Nagisa Oshima has been a long-time personal favorite, and this year's sidebar retrospective at the New York Film Festival served as more of a prelude to the upcoming touring retrospective in Washington DC in the spring on 2009 than a full immersion into Oshima's razor-sharp social observations, catching only a handful of the rarer screenings like A Town of Love and Hope, Pleasures of the Flesh, and Three Resurrected Drunkards, along with the two films that I hadn't seen before, Diary of a Yunbogi Boy and Dear Summer Sister. There is a rawness to the presentation of both films - a series of still photographs in Diary of a Yunbogi Boy that resemble photo reportage, and a flat composition and jarring editing to Dear Summer Sister that mirror the aesthetics of vérité filmmaking - that hints at their underlying kinship within Oshima's cinema: bound by his recurring themes of conformity and monoethnic rejection of the other (whether in the treatment of Korean immigrants or the cultural isolation of Okinawan islanders) that shape Japanese postwar identity.

From a historical point of view, it was interesting to see how the Cold War-era national cinemas of Romania and Slovenia worked around the strictures of Soviet interference and cultural imperialism to forge their own means of self-expression. For Romanian filmmakers Malvina Ursianu (Return of the Banished) and Dan Pita (Orienteering), the corruption of power and its dysfunctional leadership serves as an allegory for Nicolae Ceauşescu's transformation from political maverick willing to stand up against the Soviet Union to increasingly isolated megalomaniac seeking to control all facets of society - including reproduction - in order to retain his grip on power.

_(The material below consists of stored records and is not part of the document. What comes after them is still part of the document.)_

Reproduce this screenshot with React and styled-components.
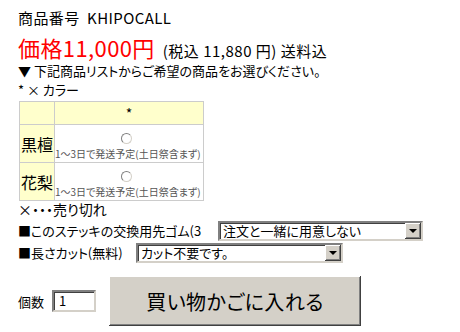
import React from "react";
import styled, { createGlobalStyle } from "styled-components";

const GlobalStyle = createGlobalStyle`
    body {
        margin: 0;
        background: #fff;
        color: #000;
        font-family: "Noto Sans CJK JP", "Noto Sans", sans-serif;
        font-feature-settings: "palt";
    }
`;

const Page = styled.div`
    padding: 8px 0 0 18px;
    width: 442px;
`;

const ProductCode = styled.div`
    font-size: 15px;
    line-height: 20px;
    letter-spacing: 0.4px;
`;

const PriceLine = styled.div`
    display: flex;
    align-items: baseline;
    margin-top: 5px;
    height: 28px;
`;

const Price = styled.span`
    color: #ff0000;
    font-size: 22px;
    line-height: 28px;
    letter-spacing: 0.4px;
`;

const Tax = styled.span`
    font-size: 15px;
    line-height: 28px;
    margin-left: 8px;
    letter-spacing: 0.5px;
`;

const TextLine = styled.div`
    font-size: ${(p) => p.size || 13}px;
    line-height: ${(p) => p.lh || 19}px;
    height: ${(p) => p.lh || 19}px;
`;

const OptionTable = styled.table`
    border-collapse: collapse;
    width: 185px;
    margin: 3px 0 0 1px;
    font-size: 16px;

    td {
        border: 1px solid #cccccc;
        padding: 0;
    }
`;

const HeadCell = styled.td`
    background: #ffffcc;
    height: 22px;
    text-align: center;
    font-size: 14px;
`;

const NameCell = styled.td`
    background: #ffffcc;
    width: 34px;
    text-align: center;
    height: 37px;
`;

const ChoiceCell = styled.td`
    text-align: center;
    vertical-align: bottom;
`;

const Radio = styled.span`
    display: block;
    width: 9px;
    height: 9px;
    margin: 0 auto 3px;
    border-radius: 50%;
    border: 1px solid;
    border-color: #808080 #d4d0c8 #d4d0c8 #808080;
    transform: translateX(-3px);
`;

const ShipNote = styled.div`
    font-size: 10px;
    line-height: 13px;
    color: #555;
    white-space: nowrap;
    text-align: left;
    padding-bottom: 2px;
`;

const OptionRow = styled.div`
    display: flex;
    align-items: center;
    height: 21px;
    font-size: 13px;
    margin-top: ${(p) => p.gap || 0}px;
`;

const OptionLabel = styled.span`
    width: ${(p) => p.w}px;
    white-space: nowrap;
`;

const ComboBox = styled.div`
    display: flex;
    align-items: center;
    width: ${(p) => p.w}px;
    height: 20px;
    box-sizing: border-box;
    border: 2px solid;
    border-color: #808080 #d4d0c8 #d4d0c8 #808080;
    box-shadow: inset 1px 1px 0 #404040;
    background: #fff;
`;

const ComboText = styled.span`
    flex: 1;
    padding-left: 3px;
    font-size: 13px;
    line-height: 16px;
`;

const ComboArrow = styled.span`
    width: 16px;
    height: 16px;
    box-sizing: border-box;
    background: #d4d0c8;
    box-shadow: inset -1px -1px 0 #404040, inset 1px 1px 0 #fff, inset -2px -2px 0 #808080;
    display: flex;
    align-items: center;
    justify-content: center;

    &::after {
        content: "";
        border-left: 4px solid transparent;
        border-right: 4px solid transparent;
        border-top: 4px solid #000;
        margin-top: 1px;
    }
`;

const CartRow = styled.div`
    display: flex;
    align-items: center;
    margin-top: 13px;
    height: 50px;
`;

const QtyLabel = styled.span`
    font-size: 13px;
    margin-right: 8px;
`;

const QtyInput = styled.div`
    width: 44px;
    height: 22px;
    box-sizing: border-box;
    border: 2px solid;
    border-color: #808080 #d4d0c8 #d4d0c8 #808080;
    box-shadow: inset 1px 1px 0 #404040;
    font-size: 13px;
    line-height: 18px;
    padding-left: 5px;
`;

const CartButton = styled.button`
    margin-left: 13px;
    width: 252px;
    height: 50px;
    background: #d4d0c8;
    border: none;
    box-shadow: inset -1px -1px 0 #404040, inset 1px 1px 0 #fff, inset -2px -2px 0 #808080;
    font-family: inherit;
    font-feature-settings: "palt";
    font-size: 20px;
    letter-spacing: 0.5px;
    color: #000;
    padding: 0;
`;

const colors = [
    { name: "黒檀" },
    { name: "花梨" },
];

const App = () => (
    <>
        <GlobalStyle />
        <Page>
            <ProductCode>商品番号&nbsp; KHIPOCALL</ProductCode>
            <PriceLine>
                <Price>価格11,000円</Price>
                <Tax>(税込 11,880 円) 送料込</Tax>
            </PriceLine>
            <TextLine lh={20}>▼ 下記商品リストからご希望の商品をお選びください。</TextLine>
            <TextLine lh={17}>* × カラー</TextLine>
            <OptionTable>
                <tbody>
                    <tr>
                        <HeadCell />
                        <HeadCell>*</HeadCell>
                    </tr>
                    {colors.map((c) => (
                        <tr key={c.name}>
                            <NameCell>{c.name}</NameCell>
                            <ChoiceCell>
                                <Radio />
                                <ShipNote>1〜3日で発送予定(土日祭含まず)</ShipNote>
                            </ChoiceCell>
                        </tr>
                    ))}
                </tbody>
            </OptionTable>
            <TextLine size={14} lh={16}>×・・・売り切れ</TextLine>
            <OptionRow gap={3}>
                <OptionLabel w={200}>■このステッキの交換用先ゴム(3</OptionLabel>
                <ComboBox w={205}>
                    <ComboText>注文と一緒に用意しない</ComboText>
                    <ComboArrow />
                </ComboBox>
            </OptionRow>
            <OptionRow gap={1}>
                <OptionLabel w={118}>■長さカット(無料)</OptionLabel>
                <ComboBox w={207}>
                    <ComboText>カット不要です。</ComboText>
                    <ComboArrow />
                </ComboBox>
            </OptionRow>
            <CartRow>
                <QtyLabel>個数</QtyLabel>
                <QtyInput>1</QtyInput>
                <CartButton>買い物かごに入れる</CartButton>
            </CartRow>
        </Page>
    </>
);

export default App;
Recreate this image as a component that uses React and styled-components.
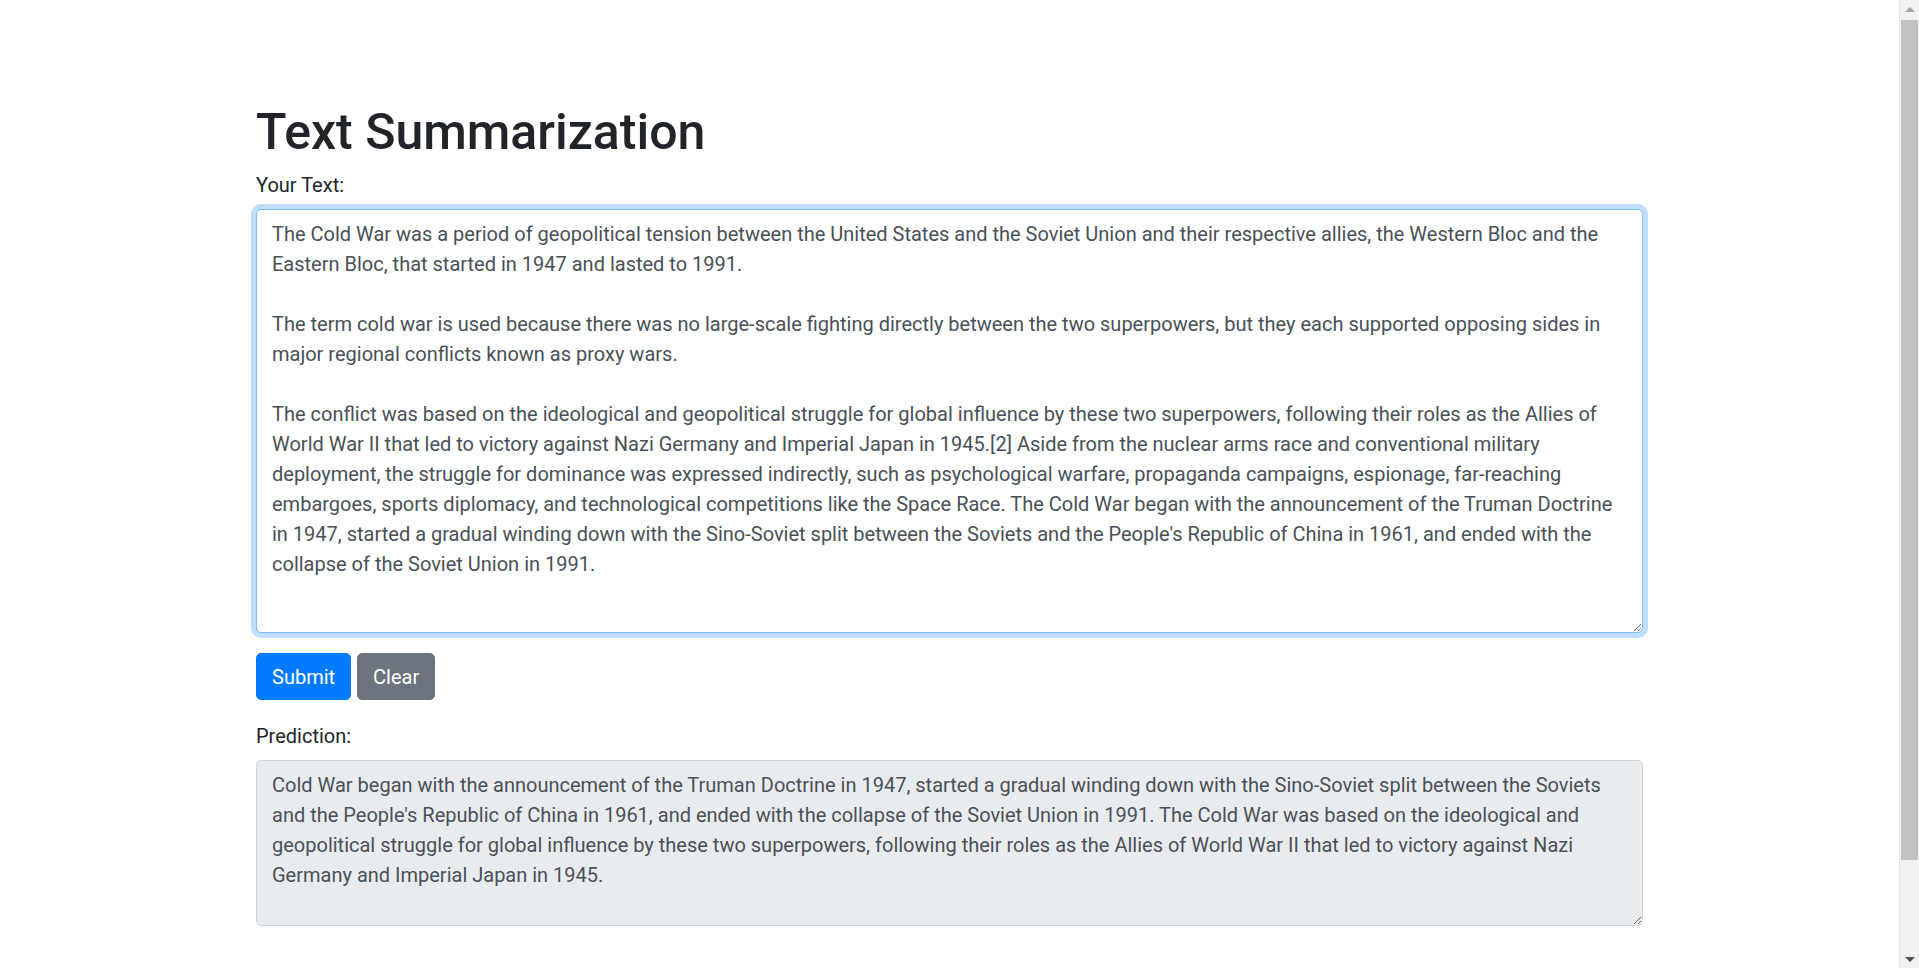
import React, { useState } from 'react';
import styled, { createGlobalStyle, css } from 'styled-components';

const GlobalStyle = createGlobalStyle`
  html, body {
    margin: 0;
    height: 100%;
    background: #fff;
  }
  body {
    font-family: Roboto, "Open Sans", sans-serif;
    font-size: 20px;
    line-height: 30px;
    color: #212529;
  }
  * { box-sizing: border-box; }
`;

const Page = styled.div`
  display: flex;
  height: 100vh;
  overflow: hidden;
`;

const Main = styled.main`
  flex: 1;
  overflow: hidden;
`;

const Container = styled.div`
  width: 1387px;
  margin: 0 auto;
  padding-top: 102px;
`;

const Title = styled.h1`
  margin: 0 0 8px;
  font-size: 50px;
  font-weight: 500;
  line-height: 60px;
  color: #212529;
`;

const FormGroup = styled.div`
  margin-bottom: 20px;
`;

const Label = styled.label`
  display: block;
  margin-bottom: 9px;
  font-size: 20px;
  line-height: 30px;
`;

const TextArea = styled.textarea`
  display: block;
  width: 100%;
  height: ${p => p.$height}px;
  padding: 8.5px 15px;
  font-family: Roboto, "Open Sans", sans-serif;
  font-size: 20px;
  line-height: 30px;
  color: #495057;
  background: #fff;
  border: 1px solid #ced4da;
  border-radius: 5px;
  resize: vertical;
  outline: none;

  ${p => p.$focused && css`
    border-color: #80bdff;
    box-shadow: 0 0 0 5px rgba(0, 123, 255, 0.25);
  `}

  ${p => p.readOnly && css`
    background: #e9ecef;
  `}
`;

const ButtonRow = styled.div`
  display: flex;
  gap: 6px;
  margin-bottom: 21px;
`;

const Button = styled.button`
  padding: 7.5px 15px;
  font-family: Roboto, "Open Sans", sans-serif;
  font-size: 20px;
  line-height: 30px;
  color: #fff;
  background: ${p => (p.$variant === 'secondary' ? '#6c757d' : '#007bff')};
  border: 1px solid ${p => (p.$variant === 'secondary' ? '#6c757d' : '#007bff')};
  border-radius: 5px;
  cursor: pointer;
`;

const ScrollTrack = styled.div`
  display: flex;
  flex-direction: column;
  width: 20px;
  height: 100vh;
  background: #f1f1f1;
  border-left: 1px solid #e8e8e8;
`;

const Arrow = styled.div`
  display: flex;
  align-items: center;
  justify-content: center;
  height: 18px;

  &::before {
    content: '';
    border-left: 5px solid transparent;
    border-right: 5px solid transparent;
    ${p => p.$dir === 'up'
      ? css`border-bottom: 5px solid #a3a3a3;`
      : css`border-top: 5px solid #505050;`}
  }
`;

const Thumb = styled.div`
  height: 840px;
  margin: 2px 1px 0 1px;
  background: #c1c1c1;
`;

const Spacer = styled.div`
  flex: 1;
`;

const sourceText = `The Cold War was a period of geopolitical tension between the United States and the Soviet Union and their respective allies, the Western Bloc and the Eastern Bloc, that started in 1947 and lasted to 1991.

The term cold war is used because there was no large-scale fighting directly between the two superpowers, but they each supported opposing sides in major regional conflicts known as proxy wars.

The conflict was based on the ideological and geopolitical struggle for global influence by these two superpowers, following their roles as the Allies of World War II that led to victory against Nazi Germany and Imperial Japan in 1945.[2] Aside from the nuclear arms race and conventional military deployment, the struggle for dominance was expressed indirectly, such as psychological warfare, propaganda campaigns, espionage, far-reaching embargoes, sports diplomacy, and technological competitions like the Space Race. The Cold War began with the announcement of the Truman Doctrine in 1947, started a gradual winding down with the Sino-Soviet split between the Soviets and the People's Republic of China in 1961, and ended with the collapse of the Soviet Union in 1991.`;

const predictionText = `Cold War began with the announcement of the Truman Doctrine in 1947, started a gradual winding down with the Sino-Soviet split between the Soviets and the People's Republic of China in 1961, and ended with the collapse of the Soviet Union in 1991. The Cold War was based on the ideological and geopolitical struggle for global influence by these two superpowers, following their roles as the Allies of World War II that led to victory against Nazi Germany and Imperial Japan in 1945.`;

export default function App() {
  const [text, setText] = useState(sourceText);

  return (
    <Page>
      <GlobalStyle />
      <Main>
        <Container>
          <Title>Text Summarization</Title>
          <FormGroup>
            <Label htmlFor="text">Your Text:</Label>
            <TextArea
              id="text"
              $height={424}
              $focused
              value={text}
              onChange={e => setText(e.target.value)}
            />
          </FormGroup>
          <ButtonRow>
            <Button type="button">Submit</Button>
            <Button type="button" $variant="secondary" onClick={() => setText('')}>Clear</Button>
          </ButtonRow>
          <FormGroup>
            <Label htmlFor="prediction">Prediction:</Label>
            <TextArea id="prediction" $height={166} readOnly value={predictionText} />
          </FormGroup>
        </Container>
      </Main>
      <ScrollTrack>
        <Arrow $dir="up" />
        <Thumb />
        <Spacer />
        <Arrow $dir="down" />
      </ScrollTrack>
    </Page>
  );
}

For the post-Yugoslav nation of Slovenia, a similar cult of personality is found in the form of Josip Broz Tito, and the social ideal of a united Yugoslavia that collapsed with his death is reflected in the failed cultural revolution of the homegrown art movement, zenithism in Karpo Godina's Raft of the Medusa. Moreover, the question of Slovenia's identity (and its idealization) within the federation of disparate Yugoslav "identities" - as well as its strategic role as a gateway to "old" Europe - is also implicitly reflected in the nation's most beloved films, from Frantisek Cáp's Vesna, to France Stiglic's Valley of Peace (which features a memorable performance by American expatriate, John Kitzmiller), to Bostjan Hladnik's Dance in the Rain.